- **Task objective**
How many lines of these entries hold the string "Reproduce"? Reply with the number alone.

* Begin *

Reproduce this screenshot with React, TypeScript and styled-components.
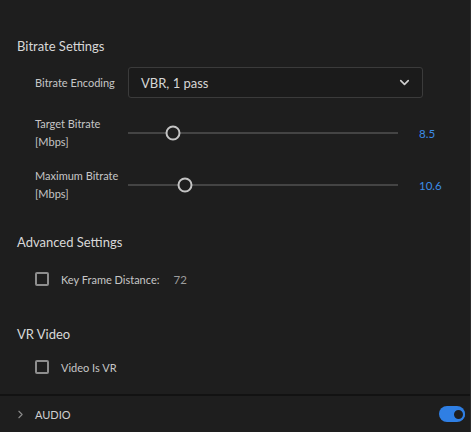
import styled, { createGlobalStyle } from "styled-components";
import { ChevronDown, ChevronRight } from "lucide-react";

const GlobalStyle = createGlobalStyle`
    html, body {
        margin: 0;
        padding: 0;
        background: #1e1e1e;
    }
    body {
        font-family: "Lato", "Noto Sans", sans-serif;
        color: #d2d2d2;
    }
`;

const sliders = [
    { label: "Target Bitrate", unit: "[Mbps]", value: "8.5", pos: 16.7 },
    { label: "Maximum Bitrate", unit: "[Mbps]", value: "10.6", pos: 21.1 }
];

const App = () => {
    return (
        <>
            <GlobalStyle />
            <Panel>
                <Body>
                    <Section $after={29}>
                        <Title>Bitrate Settings</Title>
                        <SelectRow>
                            <Label>Bitrate Encoding</Label>
                            <Select>
                                <span>VBR, 1 pass</span>
                                <ChevronDown size={15} strokeWidth={2.6} color="#cfcfcf" />
                            </Select>
                        </SelectRow>
                        {sliders.map(s => (
                            <SliderRow key={s.label}>
                                <Label>
                                    {s.label}
                                    <br />
                                    {s.unit}
                                </Label>
                                <Track>
                                    <Thumb style={{ left: `${s.pos}%` }} />
                                </Track>
                                <Value>{s.value}</Value>
                            </SliderRow>
                        ))}
                    </Section>
                    <Section $after={35}>
                        <Title>Advanced Settings</Title>
                        <CheckRow $top={6}>
                            <Checkbox />
                            <CheckLabel>Key Frame Distance:</CheckLabel>
                            <Muted>72</Muted>
                        </CheckRow>
                    </Section>
                    <Section $after={17}>
                        <Title>VR Video</Title>
                        <CheckRow $top={2}>
                            <Checkbox />
                            <CheckLabel>Video Is VR</CheckLabel>
                        </CheckRow>
                    </Section>
                </Body>
                <Footer>
                    <ChevronRight size={13} strokeWidth={2} color="#8a8a8a" />
                    <FooterTitle>AUDIO</FooterTitle>
                    <Toggle>
                        <Knob />
                    </Toggle>
                </Footer>
            </Panel>
        </>
    );
};

const Panel = styled.div`
    width: 471px;
    height: 432px;
    display: flex;
    flex-direction: column;
    background: #1e1e1e;
    border-right: 1px solid #2c2c2c;
    box-sizing: border-box;
    overflow: hidden;
`;

const Body = styled.div`
    padding: 36px 0 0 17px;
    display: flex;
    flex-direction: column;
`;

const Section = styled.div<{ $after: number }>`
    display: flex;
    flex-direction: column;
    padding-bottom: ${p => p.$after}px;
`;

const Title = styled.div`
    font-size: 13px;
    line-height: 20px;
    color: #d8d8d8;
    margin-bottom: 11px;
`;

const Label = styled.div`
    font-size: 11px;
    line-height: 18px;
    color: #c6c6c6;
    white-space: nowrap;
`;

const SelectRow = styled.div`
    display: grid;
    grid-template-columns: 93px 295px;
    align-items: center;
    padding-left: 18px;
    margin-bottom: 17px;
`;

const Select = styled.div`
    height: 31px;
    box-sizing: border-box;
    border: 1px solid #3b3b3b;
    border-radius: 3px;
    background: #1b1b1b;
    display: flex;
    align-items: center;
    justify-content: space-between;
    padding: 0 10px 0 12px;
    font-size: 13px;
    color: #d6d6d6;
`;

const SliderRow = styled.div`
    display: grid;
    grid-template-columns: 93px 270px 1fr;
    align-items: center;
    padding-left: 18px;
    & + & {
        margin-top: 16px;
    }
`;

const Track = styled.div`
    position: relative;
    height: 2px;
    background: #444444;
`;

const Thumb = styled.div`
    position: absolute;
    top: 50%;
    width: 15px;
    height: 15px;
    box-sizing: border-box;
    border: 2px solid #c4c4c4;
    border-radius: 50%;
    background: #1e1e1e;
    transform: translate(-50%, -50%);
`;

const Value = styled.div`
    font-size: 11.5px;
    color: #3c8ce6;
    margin-left: 21px;
`;

const CheckRow = styled.div<{ $top: number }>`
    display: flex;
    align-items: center;
    height: 20px;
    padding-left: 18px;
    margin-top: ${p => p.$top}px;
`;

const Checkbox = styled.div`
    width: 14px;
    height: 14px;
    box-sizing: border-box;
    border: 2px solid #8e8e8e;
    border-radius: 2px;
    margin-right: 12px;
`;

const CheckLabel = styled.span`
    font-size: 11px;
    color: #c6c6c6;
`;

const Muted = styled.span`
    font-size: 11.5px;
    color: #9c9c9c;
    margin-left: 14px;
`;

const Footer = styled.div`
    flex: 1;
    border-top: 2px solid #121212;
    display: flex;
    align-items: center;
    padding: 0 5px 0 14px;
`;

const FooterTitle = styled.span`
    font-size: 11px;
    color: #d0d0d0;
    margin-left: 8px;
    flex: 1;
`;

const Toggle = styled.div`
    width: 26px;
    height: 16px;
    border-radius: 8px;
    background: #2f7fe4;
    display: flex;
    align-items: center;
    justify-content: flex-end;
    padding: 0 2px;
    box-sizing: border-box;
`;

const Knob = styled.div`
    width: 13px;
    height: 13px;
    box-sizing: border-box;
    border-radius: 50%;
    border: 2px solid #2f7fe4;
    background: #1e1e1e;
    margin-right: -2px;
`;

export default App;
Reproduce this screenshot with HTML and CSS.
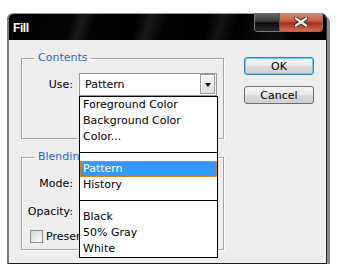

* End *

- **Answer to this problem**
2